Profesor Boubacar Togo, kepala pediatri di Gabriel-Touré, mengatakan kepada Associated Press bahwa rumah sakit tersebut telah mengalami enam kasus meningitis pada anak-anak dalam satu minggu terakhir, jumlah yang tidak lazim tinggi. Dia juga menambahkan bahwa banyak penyakit dengan diare sebagai gejala utama. Togo tidak memberikan penjelasan lebih lanjut atau menawarkan data spesifik.
Untuk melindungi anak-anak dari dampak buruk panas, para penguasa militer Mali telah mempersingkat hari sekolah, berakhir sebelum pukul 13.00 daripada pukul 17.30 selama gelombang panas.
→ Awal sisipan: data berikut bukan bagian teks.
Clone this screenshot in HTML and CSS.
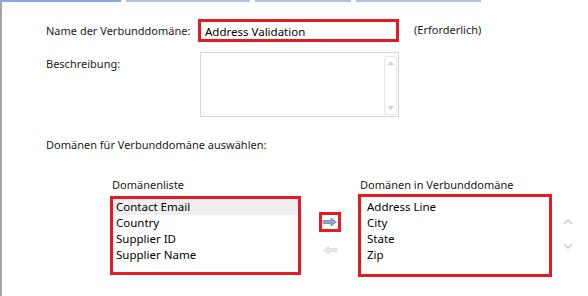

Namun di jalanan Bamako, para pekerja mengatakan bahwa mereka tidak punya pilihan selain keluar dan menghadapi panas ekstrem.
“Entah saya bekerja dan mengorbankan kesehatan saya atau saya berhenti bekerja sebagian besar hari dan tidak mendapatkan apa-apa,” kata Amadou Coulibaly, pengemudi berusia 25 tahun, yang menawarkan jasa angkutan dengan sepeda motornya dengan biaya murah.
Dengan ketidakstabilan politik, banyak investor asing meninggalkan Mali. Pemadaman listrik bergilir dan kelangkaan bahan bakar telah memaksa perusahaan untuk menutup pintu, memperparah situasi ekonomi yang sudah buruk.
Meskipun panas, pengelas berusia 30 tahun Somaila Traoré bekerja di tokonya bersama dua belas karyawan, mendorong mereka untuk bekerja lebih cepat.
“Kita harus menyelesaikan pekerjaan sebelum pemadaman listrik,” katanya.
Sebuah analisis yang dipublikasikan pada hari Kamis oleh World Weather Attribution – sebuah tim ilmuwan internasional yang melihat bagaimana perubahan iklim yang disebabkan oleh manusia memengaruhi cuaca ekstrem – mengatakan bahwa gelombang panas terbaru di Sahel, sebuah wilayah di Afrika selatan Sahara yang menderita kekeringan berkala, lebih dari sekadar mencatatkan rekor di Mali.
“Studi kami menemukan bahwa suhu ekstrem di wilayah ini tidak akan mungkin terjadi tanpa pemanasan yang disebabkan oleh manusia,” kata Clair Barnes, penulis utama dan peneliti di Imperial College London.
Para peneliti mengatakan bahwa perubahan iklim telah membuat suhu maksimum di Burkina Faso dan Mali menjadi lebih panas sebesar 1,5 derajat Celsius (2,7 derajat Fahrenheit) – sesuatu yang mungkin tidak terjadi “jika manusia tidak memanaskan planet ini dengan membakar bahan bakar fosil.”
Dengan suhu yang terus meningkat, tren ini akan terus berlanjut, dengan kemungkinan kejadian serupa terjadi setiap 20 tahun sekali, demikian studi tersebut katakan.
“Hasil ini merupakan peringatan bagi wilayah dan dunia,” kata Barnes. “Panas ekstrem dapat sangat berbahaya dan akan menjadi ancaman yang lebih besar seiring dengan terusnya pemanasan global.”